To gain admittance, a company must be working on the forefront of new technology. With some 30 PhDs doing research and development on fluid mechanics as well as other emerging technologies such as wind energy, Flow Industries easily fits the criteria.
The Kent, Wash., company was already an experienced exporter when it decided to open its Far East branch in Taiwan. The company claims to have about 80 percent of the world market share for water-jet cutting equipment with sales to some 20 different countries.
The Taiwan plant is designed to be the focus of the company's assault on the entire Pacific Rim area. ''To penetrate the market, you have to have an active presence there,'' Dr. Pao said.
Before settling on Taiwan, Flow Industries scouted other locations in Japan, Singapore, and Korea. ''We chose Taiwan because it seemed ready for high technology,'' Dr. Pao said.
Aside from the considerable attractions of the science park itself, a deciding factor was the quality of the work force. Taiwan offered a large pool of highly educated, well-trained employees with a relatively high number of college graduates in engineering.
Hsinchu also is the home of two national universities, the semi-governmental Industrial Technology Research Institute, and several other national research labs.
In addition, the Taiwan government undertook to build the entire plant, which it leases to Flow, extended a five-year tax holiday, and put up 49 percent of the capital required - standard benefits extended to all science park tenants.
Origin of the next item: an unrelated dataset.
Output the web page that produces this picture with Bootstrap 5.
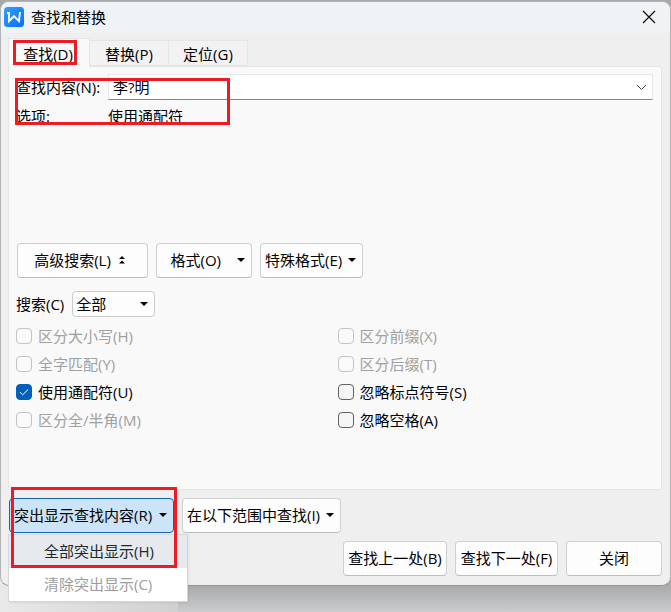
<!DOCTYPE html>
<html lang="zh-CN">
<head>
<meta charset="utf-8">
<meta name="viewport" content="width=device-width, initial-scale=1">
<title>查找和替换</title>
<link href="https://cdn.jsdelivr.net/npm/bootstrap@5.3.0/dist/css/bootstrap.min.css" rel="stylesheet">
<style>
body{font:15px/20px "Open Sans","Noto Sans CJK SC",sans-serif;color:#000;background:linear-gradient(#a6a8aa calc(100% - 28px),#cbccce);}
.backdrop-left{left:0;bottom:0;width:178px;height:60px;background:linear-gradient(90deg,#e9e9e9,#d0d0d1)}
.dialog{background:#efefef;border:1px solid #b4b4b4;border-bottom-color:#949494;border-radius:9px;margin-top:1px}
.title-bar{height:31px;background:#eff3f5;border-radius:8px 8px 0 0;padding:0 13px 1px 3px;gap:7px}
.close-btn{width:16px;height:16px}
.dialog-main{padding:6px 8px 9px 7px}
.tabs{border:0;height:27px;padding-top:1px}
.tabs .nav-item{margin:0}
.tabs .nav-link{border:1px solid #e5e5e5;border-left-width:0;border-radius:0;margin:0;height:26px;padding:3px 0 0;width:79px;color:#000;background:#f2f2f2}
.tabs .nav-link.active{width:82px;height:29px;margin-top:-2px;border:1px solid #e5e5e5;border-bottom:0;background:#f9f9f9;color:#000;position:relative;z-index:1;padding:5px 2px 0 0}
.pane{background:#f9f9f9;border:1px solid #e5e5e5;padding:7px 8px 55px 7px}
.field-label{width:92px;flex:none;white-space:nowrap}
.combo{height:26px;border:1px solid #e8e8e8;border-bottom-color:#858585;background:#fff}
.combo input{font:inherit;padding:0 4px;border:0;background:none;color:#000;min-width:0;outline:0}
.combo button{width:22px}
.options-row{padding-top:6px;margin-bottom:117px}
.tool{font:inherit;height:35px;padding:0 0 1px;border:1px solid #cfcfcf;border-bottom-color:#bdbdbd;border-radius:4px;background:#fdfdfd;color:#000;white-space:nowrap}
.tool:hover{background:#fdfdfd;color:#000;border-color:#c5c5c5}
.tool-drop{padding-left:4px;padding-right:6px}
.tool-row{padding-left:1px}
.w-adv{width:131px;padding-right:6px}
.w-fmt{width:96px}
.w-spec{width:103px}
.w-mark{width:165px}
.w-scope{width:159px}
.w-prev{width:104px}
.w-next{width:103px}
.w-close{width:96px}
.tool.open,.tool.open:hover{background:#cce4f7;border-color:#1762a6}
.scope{width:83px;height:26px;font:inherit;border:1px solid #cacaca;border-radius:4px;padding:0 20px 1px 3px;appearance:none;color:#000;background:#fdfdfd url("data:image/svg+xml,%3Csvg xmlns='http://www.w3.org/2000/svg' width='8' height='4'%3E%3Cpath d='M0 0h8L4 4z'/%3E%3C/svg%3E") no-repeat right 6px center}
.search-row{margin-top:13px;padding-bottom:5px}
.opt{height:28px;padding:0;margin:0;gap:6px}
.opt .form-check-input{width:16px;height:16px;margin:0;float:none;border:1px solid #626262;border-radius:4px;background-color:#f5f5f5;flex:none}
.opt .form-check-input:checked{background-color:#005fb8;border-color:#005fb8;background-size:12px;background-image:url("data:image/svg+xml,%3Csvg xmlns='http://www.w3.org/2000/svg' viewBox='0 0 12 12'%3E%3Cpath d='M2 6.2l2.7 2.6L10 3.5' fill='none' stroke='white'/%3E%3C/svg%3E")}
.opt .form-check-input:disabled{border-color:#c4c4c4;background-color:#fafafa;opacity:1}
.opt .form-check-input:disabled~.form-check-label{color:#a0a0a0;opacity:1}
.second-col{padding-left:3px}
.lower{padding-top:8px;padding-left:1px}
.actions{margin-top:8px}
.drop-menu{left:-1px;top:100%;margin-top:1px;width:180px;background:#fff;border:1px solid #d4d7da;z-index:3;box-shadow:1px 1px 2px #0001}
.drop-menu button{font:inherit;display:block;width:100%;height:33px;border:0;background:#fff;color:#9d9d9d;padding:0 0 1px 35px;text-align:left}
.drop-menu button.current{background:#e6eaef;color:#1e2730}
.highlight-box{border:3px solid #ed1c24;pointer-events:none;z-index:4}
.hl-tab{left:5px;top:1px;width:64px;height:25px}
.hl-find{left:6px;top:11px;width:215px;height:47px}
.hl-mark{left:2px;top:-11px;width:166px;height:81px}
</style>
<script src="https://cdn.jsdelivr.net/npm/bootstrap@5.3.0/dist/js/bootstrap.bundle.min.js"></script>
</head>
<body class="min-vh-100 position-relative">
<div class="backdrop-left position-absolute"></div>
<main class="dialog position-relative">
  <header class="title-bar d-flex align-items-center">
    <svg width="20" height="20" viewBox="0 0 20 20" aria-hidden="true"><defs><linearGradient id="g" x2="1" y2="1"><stop stop-color="#30a3ff"/><stop offset="1" stop-color="#086cff"/></linearGradient></defs><rect width="20" height="20" rx="3.5" fill="url(#g)"/><path d="M3 6h2v8.2L10 9l5 5.2L16 5" fill="none" stroke="#fff" stroke-width="1.9"/></svg>
    <span class="flex-grow-1">查找和替换</span>
    <button type="button" class="close-btn btn p-0 border-0 d-flex align-items-center justify-content-center" aria-label="关闭窗口"><svg width="14" height="14" viewBox="0 0 14 14"><path d="M1 1l12 12M13 1L1 13" stroke="#111" stroke-width="1.3"/></svg></button>
  </header>

  <div class="dialog-main">
    <div class="position-relative">
      <ul class="nav nav-tabs tabs text-center flex-nowrap">
        <li class="nav-item"><a class="nav-link active" href="#find">查找(D)</a></li>
        <li class="nav-item"><a class="nav-link" href="#replace">替换(P)</a></li>
        <li class="nav-item"><a class="nav-link" href="#goto">定位(G)</a></li>
      </ul>
      <div class="highlight-box hl-tab position-absolute"></div>
    </div>

    <section class="pane position-relative" id="find">
      <div class="d-flex align-items-center">
        <label class="field-label" for="term">查找内容(N):</label>
        <div class="combo d-flex flex-grow-1">
          <input id="term" class="flex-grow-1" type="text" value="李?明">
          <button type="button" class="btn p-0 border-0 d-flex align-items-center justify-content-center" aria-label="查找历史"><svg width="11" height="7" viewBox="0 0 11 7"><path d="M1 1l4.5 4.5L10 1" fill="none" stroke="#444"/></svg></button>
        </div>
      </div>
      <div class="options-row d-flex"><span class="field-label">选项:</span><span>使用通配符</span></div>
      <div class="highlight-box hl-find position-absolute"></div>

      <div class="tool-row d-flex gap-2">
        <button type="button" class="btn tool w-adv d-flex align-items-center justify-content-center gap-2">高级搜索(L) <svg width="6" height="8" viewBox="0 0 6 8"><path d="M0 3h6L3 0zM0 7.5h6l-3-3z"/></svg></button>
        <button type="button" class="btn tool tool-drop w-fmt d-flex align-items-center justify-content-end gap-3"><span>格式(O)</span><svg width="8" height="4" viewBox="0 0 8 4"><path d="M0 0h8L4 4z"/></svg></button>
        <button type="button" class="btn tool tool-drop w-spec d-flex align-items-center justify-content-between">特殊格式(E)<svg width="8" height="4" viewBox="0 0 8 4"><path d="M0 0h8L4 4z"/></svg></button>
      </div>

      <div class="search-row d-flex align-items-center">
        <label for="dir" class="me-2">搜索(C)</label>
        <select id="dir" class="scope"><option>全部</option><option>向下</option><option>向上</option></select>
      </div>

      <div class="row g-0">
        <div class="col-6">
          <div class="opt form-check d-flex align-items-center"><input class="form-check-input" type="checkbox" id="o1" disabled><label class="form-check-label" for="o1">区分大小写(H)</label></div>
          <div class="opt form-check d-flex align-items-center"><input class="form-check-input" type="checkbox" id="o2" disabled><label class="form-check-label" for="o2">全字匹配(Y)</label></div>
          <div class="opt form-check d-flex align-items-center"><input class="form-check-input" type="checkbox" id="o3" checked><label class="form-check-label" for="o3">使用通配符(U)</label></div>
          <div class="opt form-check d-flex align-items-center"><input class="form-check-input" type="checkbox" id="o4" disabled><label class="form-check-label" for="o4">区分全/半角(M)</label></div>
        </div>
        <div class="col-6 second-col">
          <div class="opt form-check d-flex align-items-center"><input class="form-check-input" type="checkbox" id="o5" disabled><label class="form-check-label" for="o5">区分前缀(X)</label></div>
          <div class="opt form-check d-flex align-items-center"><input class="form-check-input" type="checkbox" id="o6" disabled><label class="form-check-label" for="o6">区分后缀(T)</label></div>
          <div class="opt form-check d-flex align-items-center"><input class="form-check-input" type="checkbox" id="o7"><label class="form-check-label" for="o7">忽略标点符号(S)</label></div>
          <div class="opt form-check d-flex align-items-center"><input class="form-check-input" type="checkbox" id="o8"><label class="form-check-label" for="o8">忽略空格(A)</label></div>
        </div>
      </div>
    </section>

    <div class="lower d-flex gap-2">
      <div class="position-relative">
        <button type="button" class="btn tool tool-drop open w-mark d-flex align-items-center justify-content-between" aria-expanded="true">突出显示查找内容(R)<svg width="8" height="4" viewBox="0 0 8 4"><path d="M0 0h8L4 4z"/></svg></button>
        <div class="drop-menu position-absolute">
          <button type="button" class="current">全部突出显示(H)</button>
          <button type="button" disabled>清除突出显示(C)</button>
        </div>
        <div class="highlight-box hl-mark position-absolute"></div>
      </div>
      <button type="button" class="btn tool tool-drop w-scope d-flex align-items-center justify-content-between">在以下范围中查找(I)<svg width="8" height="4" viewBox="0 0 8 4"><path d="M0 0h8L4 4z"/></svg></button>
    </div>
    <div class="actions d-flex justify-content-end gap-2">
      <button type="button" class="btn tool w-prev">查找上一处(B)</button>
      <button type="button" class="btn tool w-next">查找下一处(F)</button>
      <button type="button" class="btn tool w-close">关闭</button>
    </div>
  </div>
</main>
</body>
</html>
The science park also doubles as a foreign trade zone, allowing the company to import materials and parts duty-free and export them to other parts of the Pacific Rim.
The amount of red tape involved in the venture seems to have been minimal, at least in Flow's experience. The company filed its application in July 1980 and received approval the following month. The plant was formally opened by Washington Gov. John Spellman during his Far Eastern trip last spring.
Rather than cutting equipment, Flow Industries sees a Pacific Rim market for its new ''waterdrill'' which uses high pressure water to cut through rock and which it believes will eventually replace the conventional jackhammer as a mainstay of mining and tunneling.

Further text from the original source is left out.